System requirements matter more than you think. The planner runs best in Google Chrome on a desktop or laptop computer. Safari and Firefox can introduce rendering glitches. A mouse with a scroll wheel makes navigating the 3D view dramatically easier than a trackpad. If you are on a tablet, you will hit frustrating limitations quickly.
Creating Your Room: The Foundation of Everything
The first step is drawing your room shape. The planner defaults to a simple rectangle, but most kitchens in the mid-Atlantic region are not perfect rectangles. Older homes in areas like Lancaster, Wilmington, and Baltimore often have offset walls, angled corners, or alcoves.

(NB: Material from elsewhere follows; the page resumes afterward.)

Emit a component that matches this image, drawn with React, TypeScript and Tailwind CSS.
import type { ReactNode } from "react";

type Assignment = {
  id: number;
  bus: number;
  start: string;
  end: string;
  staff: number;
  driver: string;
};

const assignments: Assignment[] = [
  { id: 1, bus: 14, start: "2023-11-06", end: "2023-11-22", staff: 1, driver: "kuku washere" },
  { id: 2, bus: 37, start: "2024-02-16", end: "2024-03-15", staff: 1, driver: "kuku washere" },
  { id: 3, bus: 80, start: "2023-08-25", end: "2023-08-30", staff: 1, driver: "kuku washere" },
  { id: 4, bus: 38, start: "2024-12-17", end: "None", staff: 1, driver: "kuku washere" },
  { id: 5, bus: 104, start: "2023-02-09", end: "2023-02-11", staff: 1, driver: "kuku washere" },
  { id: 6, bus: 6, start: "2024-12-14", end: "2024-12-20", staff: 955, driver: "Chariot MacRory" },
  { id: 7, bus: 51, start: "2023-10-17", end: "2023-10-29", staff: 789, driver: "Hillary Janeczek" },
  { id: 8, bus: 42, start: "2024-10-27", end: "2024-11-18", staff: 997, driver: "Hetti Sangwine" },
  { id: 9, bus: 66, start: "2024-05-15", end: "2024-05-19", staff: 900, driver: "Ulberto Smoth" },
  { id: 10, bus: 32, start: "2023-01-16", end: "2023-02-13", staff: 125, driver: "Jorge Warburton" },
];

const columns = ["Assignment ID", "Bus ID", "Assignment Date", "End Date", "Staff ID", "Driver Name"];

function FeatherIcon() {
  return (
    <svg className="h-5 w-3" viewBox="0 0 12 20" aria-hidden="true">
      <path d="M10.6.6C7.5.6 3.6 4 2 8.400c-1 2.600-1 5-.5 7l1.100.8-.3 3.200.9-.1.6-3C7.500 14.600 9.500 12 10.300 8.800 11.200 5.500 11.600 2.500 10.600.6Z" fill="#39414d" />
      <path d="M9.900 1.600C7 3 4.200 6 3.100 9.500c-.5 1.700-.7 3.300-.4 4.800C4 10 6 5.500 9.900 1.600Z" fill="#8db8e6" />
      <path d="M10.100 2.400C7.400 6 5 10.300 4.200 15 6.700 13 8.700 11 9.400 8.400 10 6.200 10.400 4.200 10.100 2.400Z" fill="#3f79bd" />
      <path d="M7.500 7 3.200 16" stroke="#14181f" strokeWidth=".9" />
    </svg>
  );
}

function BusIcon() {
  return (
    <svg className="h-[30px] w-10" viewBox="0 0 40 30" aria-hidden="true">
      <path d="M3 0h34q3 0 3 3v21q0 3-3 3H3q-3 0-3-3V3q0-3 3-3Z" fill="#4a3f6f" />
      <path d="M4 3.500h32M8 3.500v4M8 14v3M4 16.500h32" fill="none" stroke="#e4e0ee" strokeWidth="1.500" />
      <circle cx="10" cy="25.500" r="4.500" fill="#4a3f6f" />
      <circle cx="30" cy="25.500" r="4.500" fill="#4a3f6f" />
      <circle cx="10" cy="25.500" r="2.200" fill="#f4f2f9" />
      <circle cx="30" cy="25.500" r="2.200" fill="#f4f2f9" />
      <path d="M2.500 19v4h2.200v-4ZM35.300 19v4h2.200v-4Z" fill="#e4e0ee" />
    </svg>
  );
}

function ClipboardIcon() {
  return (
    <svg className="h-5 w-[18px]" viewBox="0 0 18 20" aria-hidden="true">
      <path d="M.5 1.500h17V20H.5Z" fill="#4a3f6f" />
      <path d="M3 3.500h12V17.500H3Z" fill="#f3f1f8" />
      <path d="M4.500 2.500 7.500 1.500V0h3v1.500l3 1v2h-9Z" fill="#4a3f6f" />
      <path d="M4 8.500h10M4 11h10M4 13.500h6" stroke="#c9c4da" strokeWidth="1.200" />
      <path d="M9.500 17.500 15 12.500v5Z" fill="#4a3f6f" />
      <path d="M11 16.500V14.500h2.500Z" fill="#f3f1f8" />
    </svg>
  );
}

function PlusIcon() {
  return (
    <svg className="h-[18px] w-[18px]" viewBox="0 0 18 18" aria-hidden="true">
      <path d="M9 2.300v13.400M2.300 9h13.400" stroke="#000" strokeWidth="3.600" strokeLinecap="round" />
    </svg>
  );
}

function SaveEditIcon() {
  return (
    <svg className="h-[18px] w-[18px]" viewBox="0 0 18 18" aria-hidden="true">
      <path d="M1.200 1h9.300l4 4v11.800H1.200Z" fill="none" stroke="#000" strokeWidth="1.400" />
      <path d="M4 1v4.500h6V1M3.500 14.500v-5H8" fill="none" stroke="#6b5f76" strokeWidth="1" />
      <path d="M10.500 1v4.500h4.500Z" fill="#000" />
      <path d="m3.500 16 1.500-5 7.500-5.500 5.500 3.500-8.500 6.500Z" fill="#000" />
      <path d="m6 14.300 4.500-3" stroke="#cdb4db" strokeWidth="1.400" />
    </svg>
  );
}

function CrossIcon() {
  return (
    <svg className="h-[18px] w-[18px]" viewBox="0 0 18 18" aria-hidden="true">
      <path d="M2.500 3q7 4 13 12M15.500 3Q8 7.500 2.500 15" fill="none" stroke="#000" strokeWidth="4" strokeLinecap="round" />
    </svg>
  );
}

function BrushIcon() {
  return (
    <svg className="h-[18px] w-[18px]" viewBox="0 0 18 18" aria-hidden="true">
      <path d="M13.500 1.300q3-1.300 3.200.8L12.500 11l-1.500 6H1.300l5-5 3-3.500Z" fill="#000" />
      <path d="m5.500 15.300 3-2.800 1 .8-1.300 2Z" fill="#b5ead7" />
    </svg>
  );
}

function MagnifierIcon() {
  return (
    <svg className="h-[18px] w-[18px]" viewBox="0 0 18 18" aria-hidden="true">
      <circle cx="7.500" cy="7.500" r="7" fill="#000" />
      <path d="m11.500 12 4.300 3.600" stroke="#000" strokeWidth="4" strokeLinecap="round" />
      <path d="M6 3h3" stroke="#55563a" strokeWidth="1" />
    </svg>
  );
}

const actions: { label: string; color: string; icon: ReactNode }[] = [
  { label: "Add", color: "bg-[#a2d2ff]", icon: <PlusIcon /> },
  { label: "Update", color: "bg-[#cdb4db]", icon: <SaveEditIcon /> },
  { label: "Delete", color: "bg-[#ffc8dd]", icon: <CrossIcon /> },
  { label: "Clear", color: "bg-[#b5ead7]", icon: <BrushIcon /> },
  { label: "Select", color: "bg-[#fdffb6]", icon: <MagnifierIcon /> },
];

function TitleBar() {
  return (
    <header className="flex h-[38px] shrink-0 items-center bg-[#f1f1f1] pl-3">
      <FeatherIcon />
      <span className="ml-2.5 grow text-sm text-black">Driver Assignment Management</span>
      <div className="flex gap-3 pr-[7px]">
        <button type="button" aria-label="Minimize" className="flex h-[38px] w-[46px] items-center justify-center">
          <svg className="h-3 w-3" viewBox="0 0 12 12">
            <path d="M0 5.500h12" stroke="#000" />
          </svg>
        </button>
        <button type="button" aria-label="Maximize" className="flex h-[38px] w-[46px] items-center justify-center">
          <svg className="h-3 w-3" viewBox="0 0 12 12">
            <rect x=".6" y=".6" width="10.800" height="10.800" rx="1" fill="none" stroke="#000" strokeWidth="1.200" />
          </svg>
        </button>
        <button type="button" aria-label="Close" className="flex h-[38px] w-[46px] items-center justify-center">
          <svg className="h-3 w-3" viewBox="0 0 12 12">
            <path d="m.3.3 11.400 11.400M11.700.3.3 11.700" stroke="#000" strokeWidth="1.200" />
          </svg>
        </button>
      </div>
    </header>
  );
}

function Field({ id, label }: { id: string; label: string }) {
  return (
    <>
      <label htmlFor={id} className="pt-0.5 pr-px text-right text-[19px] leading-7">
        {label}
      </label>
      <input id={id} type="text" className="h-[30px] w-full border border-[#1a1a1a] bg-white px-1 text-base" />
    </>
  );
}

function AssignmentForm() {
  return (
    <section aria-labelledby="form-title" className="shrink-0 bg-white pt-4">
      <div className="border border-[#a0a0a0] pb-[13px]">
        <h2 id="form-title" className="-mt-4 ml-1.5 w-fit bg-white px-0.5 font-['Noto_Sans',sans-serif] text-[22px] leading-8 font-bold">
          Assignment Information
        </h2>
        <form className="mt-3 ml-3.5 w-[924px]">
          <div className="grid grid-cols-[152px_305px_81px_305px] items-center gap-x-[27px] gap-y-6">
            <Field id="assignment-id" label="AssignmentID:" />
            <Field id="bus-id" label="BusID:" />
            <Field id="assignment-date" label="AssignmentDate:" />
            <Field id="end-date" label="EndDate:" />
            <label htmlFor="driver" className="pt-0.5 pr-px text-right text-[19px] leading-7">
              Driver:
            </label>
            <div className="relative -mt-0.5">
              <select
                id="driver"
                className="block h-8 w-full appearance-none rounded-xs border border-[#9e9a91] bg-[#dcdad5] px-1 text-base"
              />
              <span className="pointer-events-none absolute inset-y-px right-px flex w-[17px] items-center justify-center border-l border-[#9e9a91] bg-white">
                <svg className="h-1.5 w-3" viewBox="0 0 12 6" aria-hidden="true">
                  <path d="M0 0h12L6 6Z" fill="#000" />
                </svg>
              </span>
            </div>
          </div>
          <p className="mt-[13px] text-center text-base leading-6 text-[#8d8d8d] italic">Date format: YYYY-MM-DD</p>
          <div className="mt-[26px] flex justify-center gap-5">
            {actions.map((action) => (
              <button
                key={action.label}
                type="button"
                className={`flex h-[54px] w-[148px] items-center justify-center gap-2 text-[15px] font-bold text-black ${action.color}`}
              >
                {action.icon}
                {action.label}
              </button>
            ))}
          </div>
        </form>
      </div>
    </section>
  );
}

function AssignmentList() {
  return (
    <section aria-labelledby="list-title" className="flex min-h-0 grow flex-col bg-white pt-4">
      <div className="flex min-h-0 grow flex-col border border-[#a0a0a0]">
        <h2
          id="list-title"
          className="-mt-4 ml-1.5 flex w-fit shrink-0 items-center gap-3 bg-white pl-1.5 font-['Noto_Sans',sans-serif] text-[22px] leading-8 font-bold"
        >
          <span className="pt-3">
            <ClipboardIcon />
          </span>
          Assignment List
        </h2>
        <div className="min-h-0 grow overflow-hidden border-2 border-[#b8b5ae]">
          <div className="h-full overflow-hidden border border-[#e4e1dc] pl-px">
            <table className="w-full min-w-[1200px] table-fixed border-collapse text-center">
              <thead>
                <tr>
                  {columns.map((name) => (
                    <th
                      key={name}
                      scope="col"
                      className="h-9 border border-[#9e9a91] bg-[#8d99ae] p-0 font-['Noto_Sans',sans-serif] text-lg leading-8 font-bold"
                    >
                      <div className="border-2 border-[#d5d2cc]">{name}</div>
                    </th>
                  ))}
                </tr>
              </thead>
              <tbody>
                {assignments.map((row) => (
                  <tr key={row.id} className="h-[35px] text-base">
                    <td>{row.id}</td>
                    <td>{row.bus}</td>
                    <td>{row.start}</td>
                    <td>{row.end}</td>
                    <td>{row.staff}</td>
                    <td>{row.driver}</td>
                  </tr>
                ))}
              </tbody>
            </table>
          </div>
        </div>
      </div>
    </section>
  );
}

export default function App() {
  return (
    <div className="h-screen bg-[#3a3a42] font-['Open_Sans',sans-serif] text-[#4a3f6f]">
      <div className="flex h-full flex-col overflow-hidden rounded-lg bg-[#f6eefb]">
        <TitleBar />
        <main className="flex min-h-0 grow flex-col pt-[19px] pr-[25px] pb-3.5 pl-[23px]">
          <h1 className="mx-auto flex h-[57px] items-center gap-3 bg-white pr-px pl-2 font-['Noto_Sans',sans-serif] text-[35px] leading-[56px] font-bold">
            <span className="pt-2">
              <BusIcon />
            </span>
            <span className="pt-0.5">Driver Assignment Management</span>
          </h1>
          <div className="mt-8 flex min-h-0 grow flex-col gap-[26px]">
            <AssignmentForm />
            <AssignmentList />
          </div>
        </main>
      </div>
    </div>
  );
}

Drawing Non-Rectangular Rooms
Here is what the website does not tell you clearly: you can create L-shaped and irregular room layouts by combining wall segments. Click on a wall, then use the "Add Wall" feature to extend at an angle. The trick is to:
- Start with the longest wall as your base
- Add adjoining walls one at a time, entering exact measurements
- Use the corner-drag feature to adjust angles
- Verify the total perimeter matches your tape-measure numbers
Pro tip: If your room has a bump-out or chimney breast, model it as a short wall segment rather than trying to use the "pillar" feature. You will get much more accurate cabinet placement this way.
Entering Measurements Correctly
IKEA's planner uses inches by default in the US version. Always measure in inches and enter them directly rather than converting from feet. A common mistake is entering "10" when you mean 10 feet (120 inches). Double-check every single measurement before moving on, because changing room dimensions later can reset your entire cabinet layout.

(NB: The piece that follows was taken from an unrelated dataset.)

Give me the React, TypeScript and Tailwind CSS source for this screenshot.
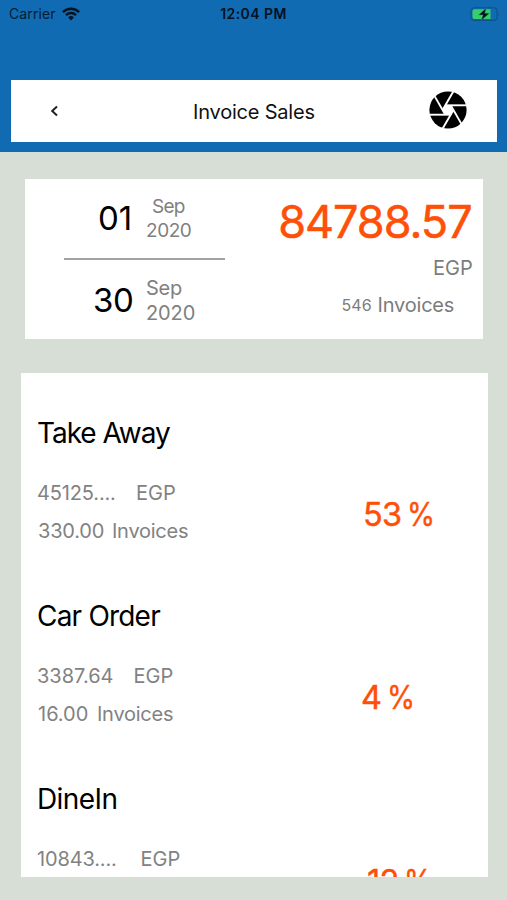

- Measure wall-to-wall at three heights: floor, counter height, and ceiling
- Use the smallest measurement for each wall (walls are rarely perfectly plumb)
- Note window sill heights and window widths precisely
- Mark the center point of existing plumbing rough-ins
Placing Cabinets: Tips for a Smoother Experience
Once your room is drawn, you can start adding cabinets. The planner organizes cabinets by type: base cabinets, wall cabinets, and tall cabinets. Here is where the real insider knowledge comes in.
Understanding the Snap-to-Grid Feature
The planner uses a snap-to-grid system that aligns cabinets to each other. This is helpful most of the time, but it can fight you when you need precise placement near windows or in tight corners. To get around this:
- Zoom in as far as possible before placing cabinets near obstacles
- Use the dimension input fields (click on a placed cabinet and look for the position fields) to enter exact positions numerically
- Place corner cabinets first, then work outward along each wall
- Add filler pieces last, not first
The Filler Piece Secret
Here is something IKEA's tutorials gloss over: filler pieces are essential for almost every kitchen design, yet the planner makes them easy to overlook. In real-world installations across Pennsylvania and the greater DC area, we almost always need fillers where cabinets meet walls, where they meet appliances, or where they turn corners.
In the planner, you will find filler strips under "Cover Panels & Fillers." Add them wherever a cabinet does not sit flush against a wall or another cabinet. The planner will not warn you when fillers are needed, so this is something you must check manually.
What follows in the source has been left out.